Vindicación de la ópera
¿Quien dijo que la ópera es aburrida? ¿Quién se atreve a sostener que "La Traviata" o "Aida" carecen de glamour y sólo pueden exhibir ostentación? ¿Cómo puede ser que hayamos olvidado que la ópera, como cualquier otra manifestación del arte, es ante todo un vehículo para acercarnos a nosotros mismos? Hoy prevalece la idea de que para poder disfrutar de una gala lírica es preciso pertenecer a una fraternidad de iniciados cuidadosamente escogidos por las musas. Nada más errado. La ópera es un género que divierte y conmueve. Tal vez es ilógico y absurdo, pero entretiene. De hecho, pocas manifestaciones escénicas son tan ilógicas como la ópera. Mujeres que cantan mientras agonizan, hechiceras que se confunden y matan a sus propios hijos creyendo que son los hijos de sus enemigos, brebajes mágicos que unen a los amantes o los separan para siempre, gigantes, dioses, dragones y artesanos que cantan a viva voz. Tanto, que cuando un tenor se entera de que su amada corre peligro se entretiene dando un do de pecho magistral antes de correr en su ayuda... ¡Claro que la ópera es ilógica! ¡Claro que es absolutamente absurdo que alguien cante mientras come o mientras se desploma agobiado por un ataque fulminante de tuberculosis! Pero es eso justamente lo que convierte a la ópera en un género deslumbrante, en una suerte de espectáculo global donde entran en juego todos los sentidos.
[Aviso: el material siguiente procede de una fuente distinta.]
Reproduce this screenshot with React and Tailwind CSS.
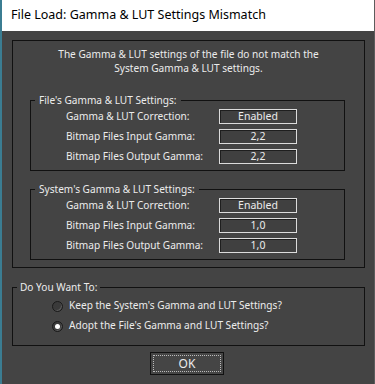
import React, { useState } from 'react';

const font = { fontFamily: '"Noto Sans", "Open Sans", Arial, sans-serif' };

const ValueBox = ({ children }) => (
  <div className="w-[78px] h-[15px] shrink-0 border border-[#dcdcdc] bg-[#404040] shadow-[inset_1px_1px_0_#1e1e1e] flex items-center justify-center text-[10.5px] leading-none text-[#ececec]">
    {children}
  </div>
);

const SettingsGroup = ({ title, rows, className }) => (
  <fieldset className={`ml-[17px] mr-[19px] border border-[#111] pb-[6px] ${className}`}>
    <legend className="ml-[4px] px-[4px] text-[10.1px] leading-[14px] text-[#ececec]">{title}</legend>
    <div className="flex flex-col gap-[5px] mt-[2px]">
      {rows.map(([label, value]) => (
        <div key={label} className="flex items-center h-[15px]">
          <span className="w-[188px] shrink-0 pl-[35px] text-[10.1px] text-[#ececec] whitespace-nowrap">{label}</span>
          <ValueBox>{value}</ValueBox>
        </div>
      ))}
    </div>
  </fieldset>
);

const Radio = ({ checked, label, onClick }) => (
  <button type="button" onClick={onClick} className="flex items-center h-[16px] text-left">
    <span className="w-[11px] h-[11px] rounded-full border border-[#1a1a1a] bg-[#3a3a3a] shadow-[inset_-1px_-1px_0_#5a5a5a] flex items-center justify-center mr-[6px]">
      {checked && <span className="w-[5px] h-[5px] rounded-full bg-white" />}
    </span>
    <span className="text-[10.1px] text-[#ececec] whitespace-nowrap">{label}</span>
  </button>
);

export default function App() {
  const [choice, setChoice] = useState('adopt');

  return (
    <div style={font} className="w-[375px] h-[384px] bg-[#444444] border-l-2 border-l-[#3b7d92] border-r border-r-[#5c5c5c] flex flex-col overflow-hidden">
      <div className="h-[31px] bg-white flex items-center pl-[9px] shrink-0">
        <span className="text-[12.5px] text-black">File Load: Gamma &amp; LUT Settings Mismatch</span>
      </div>

      <div className="mt-[9px] ml-[10px] mr-[9px] border border-[#111] pb-[7px]">
        <div className="pt-[6px] text-center text-[10.1px] leading-[14px] text-[#ececec]">
          <p>The Gamma &amp; LUT settings of the file do not match the</p>
          <p>System Gamma &amp; LUT settings.</p>
        </div>

        <SettingsGroup
          className="mt-[18px]"
          title="File's Gamma & LUT Settings:"
          rows={[
            ['Gamma & LUT Correction:', 'Enabled'],
            ['Bitmap Files Input Gamma:', '2,2'],
            ['Bitmap Files Output Gamma:', '2,2'],
          ]}
        />

        <SettingsGroup
          className="mt-[11px]"
          title="System's Gamma & LUT Settings:"
          rows={[
            ['Gamma & LUT Correction:', 'Enabled'],
            ['Bitmap Files Input Gamma:', '1,0'],
            ['Bitmap Files Output Gamma:', '1,0'],
          ]}
        />
      </div>

      <fieldset className="mt-[12px] ml-[10px] mr-[9px] border border-[#111] pb-[11px]">
        <legend className="ml-[4px] px-[3px] text-[10.1px] leading-[14px] text-[#ececec]">Do You Want To:</legend>
        <div className="flex flex-col gap-[4px] pl-[39px] mt-[4px]">
          <Radio
            checked={choice === 'keep'}
            onClick={() => setChoice('keep')}
            label="Keep the System's Gamma and LUT Settings?"
          />
          <Radio
            checked={choice === 'adopt'}
            onClick={() => setChoice('adopt')}
            label="Adopt the File's Gamma and LUT Settings?"
          />
        </div>
      </fieldset>

      <div className="flex justify-center mt-[6px] pr-[2px]">
        <button
          type="button"
          className="w-[74px] h-[23px] border border-[#111] bg-[#454545] p-[2px] text-[12px] text-[#ececec]"
        >
          <span className="w-full h-full flex items-center justify-center border border-dotted border-[#bbbbbb]">OK</span>
        </button>
      </div>
    </div>
  );
}
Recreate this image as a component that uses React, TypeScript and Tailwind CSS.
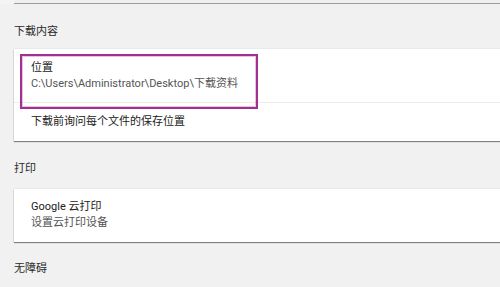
const font = { fontFamily: 'Roboto, "Noto Sans CJK SC", sans-serif' }

function Heading({ children }: { children: React.ReactNode }) {
  return <div className="h-[20px] leading-[20px] text-[11px] text-[#2a2a2a]">{children}</div>
}

function App() {
  return (
    <div
      className="w-[500px] h-[287px] overflow-hidden bg-[#f1f1f1] flex flex-col pl-[14px]"
      style={font}
    >
      {/* previous card end */}
      <div className="h-[4px] -ml-[14px] bg-[#f4f4f4] pl-[14px]">
        <div className="h-[4px] bg-[#f0f0f0] border-b border-[#9c9c9c]" />
      </div>

      <div className="mt-[18px]">
        <Heading>下载内容</Heading>
      </div>

      {/* download card */}
      <div className="relative mt-[7px] bg-white shadow-[0_1px_1px_rgba(0,0,0,0.45),0_0_1px_rgba(0,0,0,0.2)]">
        <div className="h-[54px] pl-[17px] pt-[11px] border-b border-[#ececec]">
          <div className="h-[16px] leading-[16px] text-[11px] text-[#222]">位置</div>
          <div className="h-[16px] leading-[16px] text-[11px] text-[#555]">
            C:\Users\Administrator\Desktop\下载资料
          </div>
        </div>
        <div className="h-[38px] pl-[17px] flex items-center text-[11px] text-[#222]">
          下载前询问每个文件的保存位置
        </div>
        {/* highlight annotation */}
        <div className="absolute left-[6px] top-[5px] w-[238px] h-[55px] border-[2px] border-[#a2308f] shadow-[inset_0_0_0_1px_rgba(220,150,210,0.6)]" />
      </div>

      <div className="mt-[18px]">
        <Heading>打印</Heading>
      </div>

      {/* print card */}
      <div className="mt-[10px] h-[53px] bg-white pl-[17px] pt-[10px] shadow-[0_1px_1px_rgba(0,0,0,0.45),0_0_1px_rgba(0,0,0,0.2)]">
        <div className="h-[16px] leading-[16px] text-[11px] text-[#222]">Google 云打印</div>
        <div className="h-[16px] leading-[16px] text-[11px] text-[#555]">设置云打印设备</div>
      </div>

      <div className="mt-[17px]">
        <Heading>无障碍</Heading>
      </div>
    </div>
  )
}

export default App
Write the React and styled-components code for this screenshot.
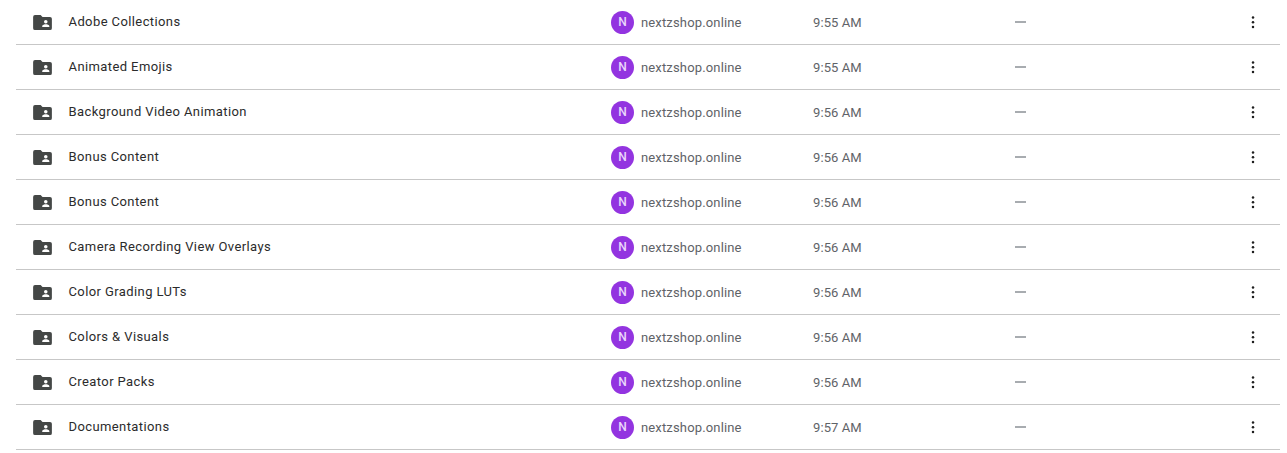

Porque, si uno lo analiza bien, la ópera no exige verosimilitud en sus historias; sí lo hace con los sentimientos. Las emociones que generan "Aída", "La Traviata" o "Tosca" , por ejemplo, son imposibles de describir con palabras: hay que vivirlas. Además, este particular género -como sucede con toda manifestación artística- plantea temas de fondo que siempre enriquecen e interpelan. Es difícil, por ejemplo, escuchar a Verdi o Puccini y que no nos sugieran nada. Aún más: según el escritor y poeta T.S. Eliot, el que se acerca a las grandes óperas tiene un buen antídoto contra lo malo del mundo en que vivimos: la banalidad, el utilitarismo y la superficialidad ruidosa que no ayuda a educar la sensibilidad.

Por eso, que en Tucumán podamos tener la posibilidad de ver aunque sea una puesta de nivel superior por año es una oportunidad que no se debe soslayar. Un regalo que merece todo nuestro apoyo. No sólo como ciudadanos, sino también como artífices de la cultura local. El estreno de "Nabuco" en el teatro San Martín fue, tal vez, uno de los mayores acontecimientos de este Septiembre Musical. Sobre todo porque la provincia siempre fue fértil para este género. No debemos olvidar, por ejemplo, que a principios del siglo pasado actuó en esta ciudad nada menos que Enrico Caruso, el tenor que hoy es una leyenda en el mundo de la ópera. "Nabuco" viene a nutrir esa agenda que se inició hace ya algunos años y que agrupa, entre otras, a puestas como "La Traviata", "Tosca", "Aìda" y "Carmina Burana". Por eso, no es exagerado afirmar que en Tucumán la ópera no sólo está viva sino que crece año a año. Y crece nutrida por artistas locales, que no es poco mérito. Porque nunca fueron tan verdaderas las manifestaciones amorosas o la pasión vital que cuando fueron cantadas sobre un escenario. ¿Hay alguna forma más precisa de expresar la esperanza que con el arrebatador "Nessun dorma" de "Turandot"? ¿Hay algo más sensual que la habanera de "Carmen"? ¿Hay una expresión más clara del miedo a perder un amor que el aria "Oh mio babbino caro", de "Gianni Schicchi"?

Esa es la clave de la ópera: llegar a donde la palabra ya no puede. Expresar con música lo que ya no somos capaces de gritar.